In the listing that follows, retype every line from the first through the one containing "export default App;". Pictures are to be left out.

===============

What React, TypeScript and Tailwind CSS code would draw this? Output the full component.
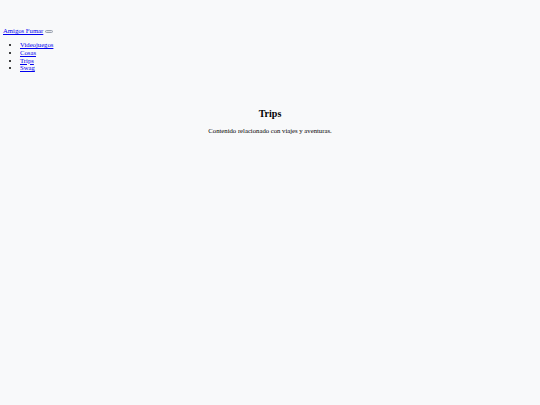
const links = ["Videojuegos", "Cosas", "Trips", "Swag"];

const App = () => {
  return (
    <div className="min-h-[405px] bg-[#f8f9fa] text-black" style={{ fontFamily: '"Liberation Serif", serif' }}>
      <nav className="pt-[27px] pl-[3px] text-[6.7px] leading-[7.7px]">
        <div className="flex items-center">
          <a href="#" className="text-[#0000ee] underline">Amigos Fumar</a>
          <button className="ml-[2px] mt-[2px] h-[3px] w-[8px] rounded-[2px] border-[0.5px] border-gray-400 bg-gray-200" />
        </div>
        <ul className="mt-[6.5px] list-disc pl-[17px]">
          {links.map((l) => (
            <li key={l}>
              <a href="#" className="text-[#0000ee] underline">{l}</a>
            </li>
          ))}
        </ul>
      </nav>
      <main className="mt-[36px] text-center">
        <h2 className="text-[10px] font-bold leading-[12px]">Trips</h2>
        <p className="mt-[7px] text-[6.7px] leading-[7.7px]">Contenido relacionado con viajes y aventuras.</p>
      </main>
    </div>
  );
};

export default App;
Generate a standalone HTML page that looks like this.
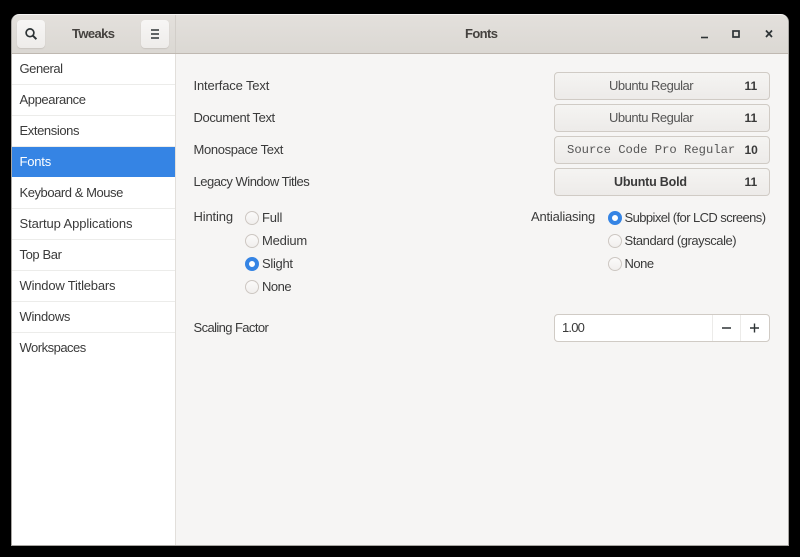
<!DOCTYPE html>
<html><head><meta charset="utf-8"><style>
*{box-sizing:border-box}
html,body{margin:0;padding:0;width:800px;height:557px;overflow:hidden;background:#000}
body{position:relative;font-family:"Liberation Sans",sans-serif;font-size:13px;color:#3d3846}
.a{position:absolute}
.t{position:absolute;white-space:nowrap;line-height:16px;height:16px;color:#3a3a3a}
#win{left:11px;top:14px;width:778px;height:532px;background:#f6f5f4;border-radius:8px 8px 0 0;overflow:hidden;border:1px solid #a8a6a2;border-top:0}
#hb{left:12px;top:15px;width:776px;height:39px;background:linear-gradient(#e3e0dc,#dbd8d3);border-bottom:1px solid #bfb8b1;border-radius:7px 7px 0 0}
#side{left:12px;top:54px;width:164px;height:491px;background:#fff;border-right:1px solid #e2dfdb}
.row{position:absolute;left:12px;width:163px;height:1px;background:#ececea}
.btn{position:absolute;background:linear-gradient(#f5f4f2,#edebe9);border:1px solid #d0cbc5;border-radius:4px}
.hbtn{position:absolute;top:20px;width:28px;height:28px;background:linear-gradient(#f7f6f5,#eeecea);border-radius:4px;box-shadow:0 1px 1px #c9c5c0}
.r{position:absolute;width:14px;height:14px;border-radius:50%;background:linear-gradient(#fbfafa,#f1efed);border:1px solid #cdc7c2}
.r.on{background:#fff;border:4px solid #3584e4}
</style></head><body>
<div class="a" id="win"></div>
<div class="a" id="hb"></div>
<div class="a" style="left:175px;top:15px;width:1px;height:38px;background:#d2cec9"></div>
<div class="a" id="side"></div>
<div class="row" style="top:84px"></div><div class="row" style="top:115px"></div>
<div class="row" style="top:208px"></div><div class="row" style="top:239px"></div>
<div class="row" style="top:270px"></div><div class="row" style="top:301px"></div>
<div class="row" style="top:332px"></div>
<div class="a" style="left:12px;top:147px;width:163px;height:30px;background:#3584e4"></div>
<div class="row" style="top:146px"></div>

<div class="hbtn" style="left:17px"></div>
<svg class="a" style="left:24px;top:27px" width="14" height="14" viewBox="0 0 14 14"><circle cx="6" cy="5.8" r="3.9" fill="none" stroke="#2e3436" stroke-width="1.7"/><path d="M8.8 8.6L12.4 12.2" stroke="#2e3436" stroke-width="2"/></svg>
<div class="t" style="left:72px;top:26px;font-weight:bold;font-size:13px;letter-spacing:-.6px;color:#45423f">Tweaks</div>
<div class="hbtn" style="left:141px"></div>
<svg class="a" style="left:151px;top:29px" width="9" height="10" viewBox="0 0 9 10"><path d="M0 1h8M0 5h8M0 9h8" stroke="#2e3436" stroke-width="1.5"/></svg>
<div class="t" style="left:465px;top:26px;font-weight:bold;letter-spacing:-.6px;color:#45423f">Fonts</div>
<svg class="a" style="left:696px;top:26px" width="84" height="16" viewBox="0 0 84 16"><path d="M5 11.500h7" stroke="#2e3436" stroke-width="1.600"/><rect x="37" y="5" width="6" height="6" fill="none" stroke="#2e3436" stroke-width="1.700"/><path d="M70 4.500l6 6.500M76 4.500l-6 6.500" stroke="#2e3436" stroke-width="1.700"/></svg>

<div class="t" style="left:19.5px;top:61px;letter-spacing:-.45px">General</div>
<div class="t" style="left:19.5px;top:92px;letter-spacing:-.4px">Appearance</div>
<div class="t" style="left:19.5px;top:123px;letter-spacing:-.4px">Extensions</div>
<div class="t" style="left:19.5px;top:154px;color:#fff;letter-spacing:-.2px">Fonts</div>
<div class="t" style="left:19.5px;top:185px;letter-spacing:-.45px">Keyboard &amp; Mouse</div>
<div class="t" style="left:19.5px;top:216px;letter-spacing:-.1px">Startup Applications</div>
<div class="t" style="left:19.5px;top:247px;letter-spacing:-.4px">Top Bar</div>
<div class="t" style="left:19.5px;top:278px;letter-spacing:-.2px">Window Titlebars</div>
<div class="t" style="left:19.5px;top:309px;letter-spacing:-.3px">Windows</div>
<div class="t" style="left:19.5px;top:340px;letter-spacing:-.5px">Workspaces</div>

<div class="t" style="left:193.5px;top:78px;letter-spacing:-.15px">Interface Text</div>
<div class="t" style="left:193.5px;top:110px;letter-spacing:-.4px">Document Text</div>
<div class="t" style="left:193.5px;top:142px;letter-spacing:-.35px">Monospace Text</div>
<div class="t" style="left:193.5px;top:174px;letter-spacing:-.5px">Legacy Window Titles</div>

<div class="btn" style="left:554px;top:72px;width:216px;height:28px"></div>
<div class="btn" style="left:554px;top:104px;width:216px;height:28px"></div>
<div class="btn" style="left:554px;top:136px;width:216px;height:28px"></div>
<div class="btn" style="left:554px;top:168px;width:216px;height:28px"></div>
<div class="t" style="left:609px;top:78px;color:#555;letter-spacing:-.5px">Ubuntu Regular</div><div class="t" style="left:744.5px;top:78px;font-weight:bold;font-size:12px">11</div>
<div class="t" style="left:609px;top:110px;color:#555;letter-spacing:-.5px">Ubuntu Regular</div><div class="t" style="left:744.5px;top:110px;font-weight:bold;font-size:12px">11</div>
<div class="t" style="left:567px;top:142px;color:#555;font-family:'Liberation Mono',monospace;font-size:12.2px">Source Code Pro Regular</div><div class="t" style="left:744.5px;top:142px;font-weight:bold;font-size:12px">10</div>
<div class="t" style="left:614px;top:174px;font-weight:bold;font-size:12.5px;letter-spacing:-.2px">Ubuntu Bold</div><div class="t" style="left:744.5px;top:174px;font-weight:bold;font-size:12px">11</div>

<div class="t" style="left:193.5px;top:209px;letter-spacing:-.15px">Hinting</div>
<div class="r" style="left:245px;top:211px"></div><div class="t" style="left:262px;top:210px;letter-spacing:-.2px">Full</div>
<div class="r" style="left:245px;top:234px"></div><div class="t" style="left:262px;top:233px;letter-spacing:-.2px">Medium</div>
<div class="r on" style="left:245px;top:257px"></div><div class="t" style="left:262px;top:256px;letter-spacing:-.3px">Slight</div>
<div class="r" style="left:245px;top:280px"></div><div class="t" style="left:262px;top:279px;letter-spacing:-.5px">None</div>

<div class="t" style="left:531px;top:209px;letter-spacing:-.2px">Antialiasing</div>
<div class="r on" style="left:608px;top:211px"></div><div class="t" style="left:624.5px;top:210px;letter-spacing:-.58px">Subpixel (for LCD screens)</div>
<div class="r" style="left:608px;top:234px"></div><div class="t" style="left:624.5px;top:233px;letter-spacing:-.45px">Standard (grayscale)</div>
<div class="r" style="left:608px;top:257px"></div><div class="t" style="left:624.5px;top:256px;letter-spacing:-.5px">None</div>

<div class="t" style="left:193.5px;top:320px;letter-spacing:-.6px">Scaling Factor</div>
<div class="a" style="left:554px;top:314px;width:216px;height:28px;background:#fff;border:1px solid #d0cbc5;border-radius:4px"></div>
<div class="a" style="left:712px;top:315px;width:1px;height:26px;background:#ecebe9"></div>
<div class="a" style="left:740px;top:315px;width:1px;height:26px;background:#ecebe9"></div>
<div class="t" style="left:562px;top:320px;letter-spacing:-.8px">1.00</div>
<svg class="a" style="left:721px;top:322px" width="42" height="12" viewBox="0 0 42 12"><path d="M1 6h9M29 6h9M33.500 1.500v9" stroke="#2e3436" stroke-width="1.400"/></svg>
</body></html>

===============

EXERCISE RESULT:
What React, TypeScript and Tailwind CSS code would draw this? Output the full component.
const links = ["Videojuegos", "Cosas", "Trips", "Swag"];

const App = () => {
  return (
    <div className="min-h-[405px] bg-[#f8f9fa] text-black" style={{ fontFamily: '"Liberation Serif", serif' }}>
      <nav className="pt-[27px] pl-[3px] text-[6.7px] leading-[7.7px]">
        <div className="flex items-center">
          <a href="#" className="text-[#0000ee] underline">Amigos Fumar</a>
          <button className="ml-[2px] mt-[2px] h-[3px] w-[8px] rounded-[2px] border-[0.5px] border-gray-400 bg-gray-200" />
        </div>
        <ul className="mt-[6.5px] list-disc pl-[17px]">
          {links.map((l) => (
            <li key={l}>
              <a href="#" className="text-[#0000ee] underline">{l}</a>
            </li>
          ))}
        </ul>
      </nav>
      <main className="mt-[36px] text-center">
        <h2 className="text-[10px] font-bold leading-[12px]">Trips</h2>
        <p className="mt-[7px] text-[6.7px] leading-[7.7px]">Contenido relacionado con viajes y aventuras.</p>
      </main>
    </div>
  );
};

export default App;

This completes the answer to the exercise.